## Task statement
Scan the listing below and copy every line holding "this".

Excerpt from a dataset
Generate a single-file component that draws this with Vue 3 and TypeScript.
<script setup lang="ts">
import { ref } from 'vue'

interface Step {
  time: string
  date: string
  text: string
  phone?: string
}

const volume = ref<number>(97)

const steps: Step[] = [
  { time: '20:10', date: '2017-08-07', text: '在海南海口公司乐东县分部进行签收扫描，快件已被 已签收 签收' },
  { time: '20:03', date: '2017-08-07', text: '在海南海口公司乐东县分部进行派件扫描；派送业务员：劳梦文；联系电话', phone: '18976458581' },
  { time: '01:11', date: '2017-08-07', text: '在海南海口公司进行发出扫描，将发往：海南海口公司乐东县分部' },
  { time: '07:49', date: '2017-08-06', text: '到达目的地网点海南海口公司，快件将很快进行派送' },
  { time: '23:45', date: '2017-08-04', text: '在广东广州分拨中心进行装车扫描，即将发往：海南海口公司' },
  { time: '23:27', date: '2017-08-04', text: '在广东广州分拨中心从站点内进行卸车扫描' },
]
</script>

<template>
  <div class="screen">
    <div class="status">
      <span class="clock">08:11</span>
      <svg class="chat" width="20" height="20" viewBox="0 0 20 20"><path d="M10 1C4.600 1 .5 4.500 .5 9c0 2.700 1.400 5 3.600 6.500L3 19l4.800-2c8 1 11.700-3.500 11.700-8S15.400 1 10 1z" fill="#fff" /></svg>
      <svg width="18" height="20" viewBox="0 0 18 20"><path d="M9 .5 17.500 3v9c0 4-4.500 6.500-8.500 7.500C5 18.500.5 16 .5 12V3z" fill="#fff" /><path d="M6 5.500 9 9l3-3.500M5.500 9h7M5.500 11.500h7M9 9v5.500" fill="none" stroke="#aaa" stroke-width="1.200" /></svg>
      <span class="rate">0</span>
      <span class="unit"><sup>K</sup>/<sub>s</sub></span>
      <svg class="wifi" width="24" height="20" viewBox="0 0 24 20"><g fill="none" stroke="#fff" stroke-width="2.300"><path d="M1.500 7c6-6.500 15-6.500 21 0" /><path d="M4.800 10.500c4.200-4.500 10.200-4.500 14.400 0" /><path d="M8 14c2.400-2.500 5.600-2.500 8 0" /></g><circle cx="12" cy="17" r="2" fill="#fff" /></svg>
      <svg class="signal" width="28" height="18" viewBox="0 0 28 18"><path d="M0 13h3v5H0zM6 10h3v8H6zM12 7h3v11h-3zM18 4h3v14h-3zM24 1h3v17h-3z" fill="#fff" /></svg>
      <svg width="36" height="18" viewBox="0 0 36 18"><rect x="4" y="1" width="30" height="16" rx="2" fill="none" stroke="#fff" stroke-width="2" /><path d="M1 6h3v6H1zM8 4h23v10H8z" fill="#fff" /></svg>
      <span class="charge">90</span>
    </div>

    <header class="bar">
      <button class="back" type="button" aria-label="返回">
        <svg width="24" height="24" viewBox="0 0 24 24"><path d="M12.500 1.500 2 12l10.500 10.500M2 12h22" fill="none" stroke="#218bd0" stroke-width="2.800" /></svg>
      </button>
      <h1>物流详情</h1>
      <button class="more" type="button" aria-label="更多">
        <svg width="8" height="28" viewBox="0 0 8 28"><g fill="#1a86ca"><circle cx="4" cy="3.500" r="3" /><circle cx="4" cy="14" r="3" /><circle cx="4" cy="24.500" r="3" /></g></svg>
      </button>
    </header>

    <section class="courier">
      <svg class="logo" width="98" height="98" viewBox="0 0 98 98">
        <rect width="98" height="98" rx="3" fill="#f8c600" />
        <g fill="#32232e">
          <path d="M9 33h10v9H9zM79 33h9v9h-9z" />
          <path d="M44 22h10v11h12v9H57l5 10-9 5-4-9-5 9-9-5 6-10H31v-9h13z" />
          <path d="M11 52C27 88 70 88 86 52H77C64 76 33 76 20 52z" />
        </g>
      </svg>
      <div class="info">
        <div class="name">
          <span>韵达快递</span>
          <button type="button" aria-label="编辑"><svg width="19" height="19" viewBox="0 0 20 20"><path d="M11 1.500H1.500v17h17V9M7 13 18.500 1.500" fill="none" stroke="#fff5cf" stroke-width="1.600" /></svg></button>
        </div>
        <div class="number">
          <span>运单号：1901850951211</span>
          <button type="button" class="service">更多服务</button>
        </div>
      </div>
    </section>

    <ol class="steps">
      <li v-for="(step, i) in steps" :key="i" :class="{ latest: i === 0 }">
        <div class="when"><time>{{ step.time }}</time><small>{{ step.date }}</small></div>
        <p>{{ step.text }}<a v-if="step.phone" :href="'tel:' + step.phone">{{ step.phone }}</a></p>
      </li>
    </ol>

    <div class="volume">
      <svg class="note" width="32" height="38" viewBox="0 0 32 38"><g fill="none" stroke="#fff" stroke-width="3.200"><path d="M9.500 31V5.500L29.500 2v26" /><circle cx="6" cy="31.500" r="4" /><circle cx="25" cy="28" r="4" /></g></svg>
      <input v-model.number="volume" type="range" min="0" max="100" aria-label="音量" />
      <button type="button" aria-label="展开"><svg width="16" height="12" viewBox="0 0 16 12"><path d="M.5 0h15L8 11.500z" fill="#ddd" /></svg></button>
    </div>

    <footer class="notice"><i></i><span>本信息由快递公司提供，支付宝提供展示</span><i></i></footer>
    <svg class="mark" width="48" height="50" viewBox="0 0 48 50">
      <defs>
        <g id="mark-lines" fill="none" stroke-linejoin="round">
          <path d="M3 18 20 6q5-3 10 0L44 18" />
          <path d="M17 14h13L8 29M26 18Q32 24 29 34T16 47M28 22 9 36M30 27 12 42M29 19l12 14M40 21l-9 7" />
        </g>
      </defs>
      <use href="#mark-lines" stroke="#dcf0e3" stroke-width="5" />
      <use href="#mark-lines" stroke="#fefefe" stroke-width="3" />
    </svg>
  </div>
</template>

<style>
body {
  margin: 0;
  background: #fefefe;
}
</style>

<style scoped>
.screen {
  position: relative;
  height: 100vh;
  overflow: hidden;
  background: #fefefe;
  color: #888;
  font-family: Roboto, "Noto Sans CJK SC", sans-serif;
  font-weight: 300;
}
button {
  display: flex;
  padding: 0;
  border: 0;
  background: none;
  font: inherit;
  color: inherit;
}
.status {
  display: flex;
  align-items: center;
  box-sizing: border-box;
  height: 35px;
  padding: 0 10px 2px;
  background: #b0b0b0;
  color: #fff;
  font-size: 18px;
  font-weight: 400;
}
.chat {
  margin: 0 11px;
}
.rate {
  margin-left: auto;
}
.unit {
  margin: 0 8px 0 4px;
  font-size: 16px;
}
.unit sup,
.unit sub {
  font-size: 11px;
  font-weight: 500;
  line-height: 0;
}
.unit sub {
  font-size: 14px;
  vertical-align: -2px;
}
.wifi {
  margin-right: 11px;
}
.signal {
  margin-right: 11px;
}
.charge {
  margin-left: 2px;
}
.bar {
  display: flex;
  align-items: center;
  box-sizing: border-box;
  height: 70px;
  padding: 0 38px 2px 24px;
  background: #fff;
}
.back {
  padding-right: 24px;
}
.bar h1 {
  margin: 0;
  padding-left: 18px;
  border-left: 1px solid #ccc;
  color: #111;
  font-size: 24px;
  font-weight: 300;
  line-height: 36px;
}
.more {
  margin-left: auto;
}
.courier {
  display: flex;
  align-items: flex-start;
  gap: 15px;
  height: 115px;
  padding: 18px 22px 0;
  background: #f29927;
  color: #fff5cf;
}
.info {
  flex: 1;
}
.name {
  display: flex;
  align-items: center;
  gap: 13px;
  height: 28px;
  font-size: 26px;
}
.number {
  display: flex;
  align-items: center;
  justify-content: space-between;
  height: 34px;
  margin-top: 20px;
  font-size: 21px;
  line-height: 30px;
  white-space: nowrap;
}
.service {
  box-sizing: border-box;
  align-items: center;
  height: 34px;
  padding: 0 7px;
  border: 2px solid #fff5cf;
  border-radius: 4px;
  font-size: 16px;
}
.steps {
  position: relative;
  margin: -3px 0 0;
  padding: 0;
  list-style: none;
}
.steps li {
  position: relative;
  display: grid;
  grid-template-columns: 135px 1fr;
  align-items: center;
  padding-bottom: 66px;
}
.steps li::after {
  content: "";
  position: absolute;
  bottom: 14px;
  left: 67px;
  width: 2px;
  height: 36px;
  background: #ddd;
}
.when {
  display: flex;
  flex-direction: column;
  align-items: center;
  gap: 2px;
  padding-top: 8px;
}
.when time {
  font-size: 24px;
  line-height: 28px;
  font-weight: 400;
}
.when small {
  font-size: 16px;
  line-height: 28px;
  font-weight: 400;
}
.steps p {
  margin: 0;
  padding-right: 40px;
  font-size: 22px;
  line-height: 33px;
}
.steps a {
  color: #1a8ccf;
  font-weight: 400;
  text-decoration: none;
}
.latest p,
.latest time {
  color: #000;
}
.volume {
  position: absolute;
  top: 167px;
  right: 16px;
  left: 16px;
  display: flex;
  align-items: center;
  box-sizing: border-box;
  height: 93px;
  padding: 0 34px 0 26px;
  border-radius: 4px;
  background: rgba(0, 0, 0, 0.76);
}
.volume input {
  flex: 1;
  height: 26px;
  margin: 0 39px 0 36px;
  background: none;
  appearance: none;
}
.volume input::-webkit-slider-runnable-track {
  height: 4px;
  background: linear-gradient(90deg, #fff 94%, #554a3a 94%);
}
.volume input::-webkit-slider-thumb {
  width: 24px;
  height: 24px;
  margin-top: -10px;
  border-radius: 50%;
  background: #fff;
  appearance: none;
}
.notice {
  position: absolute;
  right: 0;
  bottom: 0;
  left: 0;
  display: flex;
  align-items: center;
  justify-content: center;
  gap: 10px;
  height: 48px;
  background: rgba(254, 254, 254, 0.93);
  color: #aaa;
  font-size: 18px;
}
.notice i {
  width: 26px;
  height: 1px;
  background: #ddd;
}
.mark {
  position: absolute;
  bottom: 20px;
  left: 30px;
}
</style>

* * *

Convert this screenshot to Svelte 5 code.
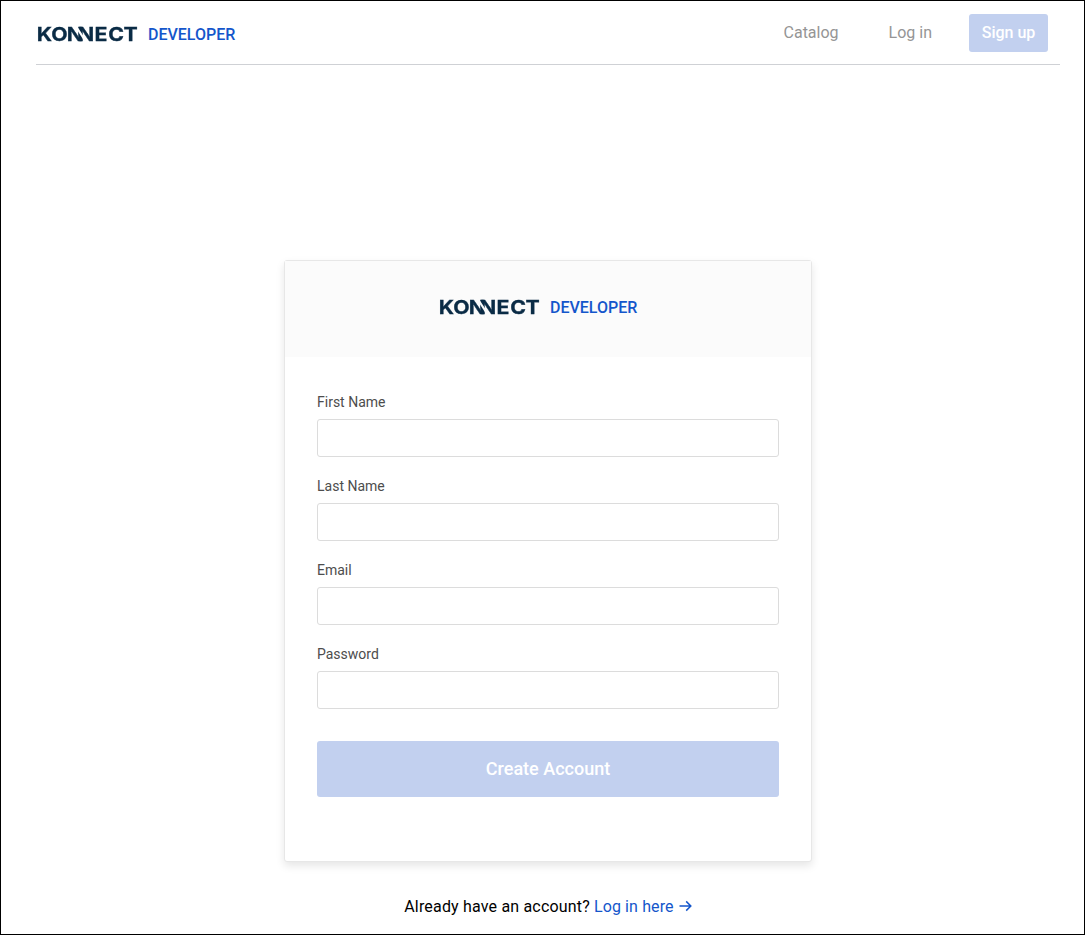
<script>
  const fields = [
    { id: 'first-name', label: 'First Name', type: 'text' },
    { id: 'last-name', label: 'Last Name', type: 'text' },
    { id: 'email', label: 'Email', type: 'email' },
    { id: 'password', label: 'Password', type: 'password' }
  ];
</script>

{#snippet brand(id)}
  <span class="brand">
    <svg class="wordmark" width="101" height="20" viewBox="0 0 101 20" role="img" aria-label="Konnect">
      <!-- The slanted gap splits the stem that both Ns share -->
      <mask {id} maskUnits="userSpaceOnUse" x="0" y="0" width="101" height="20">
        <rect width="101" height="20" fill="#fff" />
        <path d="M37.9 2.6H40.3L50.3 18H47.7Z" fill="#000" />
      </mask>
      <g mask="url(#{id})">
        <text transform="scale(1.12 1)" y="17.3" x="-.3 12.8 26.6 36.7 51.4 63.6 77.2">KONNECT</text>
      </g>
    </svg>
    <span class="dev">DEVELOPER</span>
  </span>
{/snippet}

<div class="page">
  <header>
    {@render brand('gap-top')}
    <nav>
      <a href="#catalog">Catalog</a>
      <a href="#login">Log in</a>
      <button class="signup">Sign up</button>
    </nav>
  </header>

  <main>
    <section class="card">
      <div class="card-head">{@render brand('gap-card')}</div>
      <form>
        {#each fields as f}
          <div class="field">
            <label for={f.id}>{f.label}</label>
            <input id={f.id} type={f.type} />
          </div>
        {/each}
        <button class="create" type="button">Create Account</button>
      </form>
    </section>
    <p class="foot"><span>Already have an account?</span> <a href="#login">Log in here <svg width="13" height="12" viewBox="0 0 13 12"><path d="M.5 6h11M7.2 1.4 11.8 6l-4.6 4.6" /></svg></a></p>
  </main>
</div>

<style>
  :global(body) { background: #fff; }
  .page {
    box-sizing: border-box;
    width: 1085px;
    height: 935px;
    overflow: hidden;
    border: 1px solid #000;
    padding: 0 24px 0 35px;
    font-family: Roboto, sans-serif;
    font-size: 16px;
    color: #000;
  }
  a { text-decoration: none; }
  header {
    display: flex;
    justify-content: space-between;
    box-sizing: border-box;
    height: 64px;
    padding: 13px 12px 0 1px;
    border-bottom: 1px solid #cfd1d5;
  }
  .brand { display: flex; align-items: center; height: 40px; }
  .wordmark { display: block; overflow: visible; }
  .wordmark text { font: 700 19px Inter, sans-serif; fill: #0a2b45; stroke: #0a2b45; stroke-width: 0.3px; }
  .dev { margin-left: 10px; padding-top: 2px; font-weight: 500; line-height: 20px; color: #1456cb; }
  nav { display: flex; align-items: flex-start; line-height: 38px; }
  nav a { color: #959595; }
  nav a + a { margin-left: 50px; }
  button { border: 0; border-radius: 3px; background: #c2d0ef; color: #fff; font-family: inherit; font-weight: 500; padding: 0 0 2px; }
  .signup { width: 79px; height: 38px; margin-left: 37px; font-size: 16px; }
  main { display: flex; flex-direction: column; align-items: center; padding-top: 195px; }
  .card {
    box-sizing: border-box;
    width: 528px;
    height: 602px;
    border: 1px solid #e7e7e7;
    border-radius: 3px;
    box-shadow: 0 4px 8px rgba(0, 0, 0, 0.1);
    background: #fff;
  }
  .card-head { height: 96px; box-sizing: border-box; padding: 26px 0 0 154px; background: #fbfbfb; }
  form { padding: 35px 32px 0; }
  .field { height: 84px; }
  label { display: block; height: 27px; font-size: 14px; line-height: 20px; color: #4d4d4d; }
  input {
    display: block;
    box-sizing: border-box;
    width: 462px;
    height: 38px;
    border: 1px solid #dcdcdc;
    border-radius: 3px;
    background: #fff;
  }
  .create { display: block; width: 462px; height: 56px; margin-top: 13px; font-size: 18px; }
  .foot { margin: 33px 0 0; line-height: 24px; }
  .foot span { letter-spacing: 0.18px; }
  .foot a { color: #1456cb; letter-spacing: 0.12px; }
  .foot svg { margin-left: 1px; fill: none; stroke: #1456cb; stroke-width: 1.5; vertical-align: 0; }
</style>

## Expected output
Generate a single-file component that draws this with Vue 3 and TypeScript.
Convert this screenshot to Svelte 5 code.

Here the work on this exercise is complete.